Most people at that stage are still figuring out what they actually do in practice. Not what they studied, or what they thought they would specialise in, but who they enjoy working with, what kinds of problems they are good at solving, and what drains the life out of them. That only becomes clear through working with real clients. Until that happens, everything is provisional, whether people admit it or not.
When you rush into building a full website early on, you often end up building it around a version of yourself that hasn’t settled yet. Then a few months down the line, it feels wrong. Too narrow, too vague, or just not you anymore. That doesn’t mean you did it badly. It just means you moved on, which is exactly what should be happening at that stage.
There’s also this idea that a website will somehow bring clients on its own. In most cases, it doesn’t.
Unless you know what you’re doing with SEO, which most people quite rightly don’t want to be learning in their first year, a website is basically a shop up a side street. It exists, but nobody stumbles across it by accident.
What actually helps early on is people knowing who you are. Sharing your thoughts, your experiences, what you are noticing in your work, how you think about things, and yes, bits of your life too.
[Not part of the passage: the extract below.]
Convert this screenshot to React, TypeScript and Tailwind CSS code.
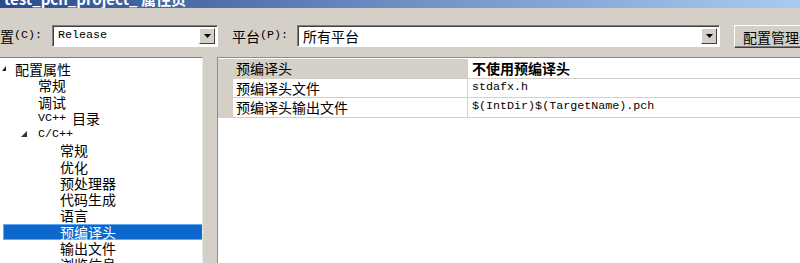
import React from "react";

const cjk = '"Noto Sans CJK SC", "Noto Sans", sans-serif';
const mono = '"Liberation Mono", "Noto Sans CJK SC", monospace';

// Latin text in the classic SimSun look: half-width mono
function M({ children }: { children: React.ReactNode }) {
  return (
    <span className="text-[11.7px]" style={{ fontFamily: mono }}>
      {children}
    </span>
  );
}

function DropButton() {
  return (
    <div className="w-[16px] h-full shrink-0 bg-[#d4d0c8] border border-t-white border-l-white border-b-[#404040] border-r-[#404040] flex items-center justify-center">
      <svg width="7" height="4" viewBox="0 0 7 4">
        <path d="M0 0h7L3.5 4z" fill="#000" />
      </svg>
    </div>
  );
}

function Combo({ width, children }: { width: string; children: React.ReactNode }) {
  return (
    <div
      className={`${width} shrink-0 h-[22px] bg-white border border-t-[#808080] border-l-[#808080] border-b-white border-r-white shadow-[inset_1px_1px_0_#404040] flex items-stretch p-[2px]`}
    >
      <div className="flex-1 flex items-center pl-[3px] text-[14px] text-black leading-none">{children}</div>
      <DropButton />
    </div>
  );
}

const tree: { text: React.ReactNode; indent: string; arrow?: "root" | "open"; selected?: boolean }[] = [
  { text: "配置属性", indent: "pl-[15px]", arrow: "root" },
  { text: "常规", indent: "pl-[38px]" },
  { text: "调试", indent: "pl-[38px]" },
  { text: <><M>VC++</M><span className="ml-[6px]">目录</span></>, indent: "pl-[38px]" },
  { text: <M>C/C++</M>, indent: "pl-[38px]", arrow: "open" },
  { text: "常规", indent: "pl-[60px]" },
  { text: "优化", indent: "pl-[60px]" },
  { text: "预处理器", indent: "pl-[60px]" },
  { text: "代码生成", indent: "pl-[60px]" },
  { text: "语言", indent: "pl-[60px]" },
  { text: "预编译头", indent: "pl-[60px]", selected: true },
  { text: "输出文件", indent: "pl-[60px]" },
  { text: "浏览信息", indent: "pl-[60px]" },
];

const props = [
  { name: "预编译头", value: <span className="font-bold text-[14px]">不使用预编译头</span>, active: true },
  { name: "预编译头文件", value: <M>stdafx.h</M> },
  { name: "预编译头输出文件", value: <M>$(IntDir)$(TargetName).pch</M> },
];

export default function App() {
  return (
    <div className="w-[800px] h-[263px] overflow-hidden bg-[#d4d0c8] flex flex-col text-black" style={{ fontFamily: cjk }}>
      {/* title bar, only its lower edge is in the shot */}
      <div className="h-[8px] overflow-hidden bg-linear-to-r from-[#2a4c8f] via-[#6f8fc4] to-[#a9cbf1] shrink-0">
        <div className="-mt-[9px] pl-[4px] text-white font-bold text-[15px] leading-[16px] whitespace-nowrap">
          test_pch_project_ 属性页
        </div>
      </div>

      {/* configuration / platform row */}
      <div className="h-[49px] shrink-0 flex items-start pt-[17px] whitespace-nowrap">
        <div className="-ml-[14px] w-[66px] shrink-0 h-[22px] flex items-center text-[14px] leading-none">
          配置<M>(C):</M>
        </div>
        <Combo width="w-[166px]">
          <M>Release</M>
        </Combo>
        <div className="ml-[14px] w-[65px] shrink-0 h-[22px] flex items-center text-[14px] leading-none">
          平台<M>(P):</M>
        </div>
        <Combo width="w-[423px]">所有平台</Combo>
        <div className="ml-[14px] w-[110px] h-[23px] shrink-0 bg-[#d4d0c8] border border-t-white border-l-white border-b-[#404040] border-r-[#404040] shadow-[inset_-1px_-1px_0_#808080] flex items-center pl-[8px] text-[14px] leading-none">
          配置管理器...
        </div>
      </div>

      {/* panels */}
      <div className="flex-1 flex min-h-0">
        <div className="w-[203px] shrink-0 bg-white border-t border-t-[#808080] border-r border-r-[#e8e8e8] pt-[3px] overflow-hidden">
          {tree.map((item, i) => (
            <div key={i} className="h-[16.25px] relative">
              {item.arrow === "root" && (
                <svg className="absolute left-[2px] top-[5px]" width="4" height="5" viewBox="0 0 4 5">
                  <path d="M4 0v5H0z" fill="#222" />
                </svg>
              )}
              {item.arrow === "open" && (
                <svg className="absolute left-[21px] top-[5px]" width="6" height="6" viewBox="0 0 6 6">
                  <path d="M6 0v6H0z" fill="#333" />
                </svg>
              )}
              <div
                className={`h-full flex items-center text-[14px] leading-[14px] whitespace-nowrap ${item.indent} ${
                  item.selected ? "ml-[3px] -mr-[2px] bg-[#0c68cc] border border-[#63a8ee] text-white" : ""
                }`}
                style={item.selected ? { paddingLeft: 56 } : undefined}
              >
                {item.text}
              </div>
            </div>
          ))}
        </div>

        <div className="w-[14px] shrink-0 bg-[#d4d0c8]" />

        <div className="flex-1 bg-white border-t border-l border-[#8c8c8c] pt-[1px] min-w-0">
          {props.map((p, i) => (
            <div key={i} className="h-[19.5px] flex border-b border-[#d4d0c8]">
              <div className="w-[15px] shrink-0 bg-[#d4d0c8]" />
              <div
                className={`w-[235px] shrink-0 flex items-center pl-[3px] text-[14px] leading-none border-r border-[#d4d0c8] ${
                  p.active ? "bg-[#d4d0c8]" : "bg-white"
                }`}
              >
                {p.name}
              </div>
              <div className="flex-1 flex items-center pl-[4px] leading-none whitespace-nowrap">{p.value}</div>
            </div>
          ))}
        </div>
      </div>
    </div>
  );
}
Clients usually come because they recognise something in you, not because your website was beautifully structured. They’ve read something you wrote, listened to how you explain things, or watched how you show up consistently over time. The trust is built long before anyone clicks through to a site.
That’s why, early on, it often makes more sense to focus on working with clients, gaining experience, and building a following in a way that feels natural to you. Once that’s in place, the website has something solid to reflect, instead of trying to create certainty that doesn’t exist yet.
When you do decide to put something online, it doesn’t need to be a full blown website.
A simple, low-cost option that explains who you are, what you do right now, and how to contact you is often more than enough. Something flexible that can change as you do, rather than something that locks you into decisions you’re not ready to make.
This is also where getting help can be useful. Not necessarily to build everything at once, but to take some of the pressure off. Having someone help you think through your business name, your branding, how you talk about your work, and what actually needs to exist online at this stage can save a lot of energy. It lets you focus on one thing at a time instead of trying to do everything yourself while second-guessing every decision.
I do build websites, but that’s not the starting point for everyone.
I also help with the early thinking that comes before them, including simple, affordable online setups that do the job without costing the earth or boxing you in too soon.
If you want support getting set up in a way that fits where you actually are, rather than where the internet says you should be, that’s the kind of work I do.
Websites aren’t foundations. They’re containers. They work best once you have something real to put inside them.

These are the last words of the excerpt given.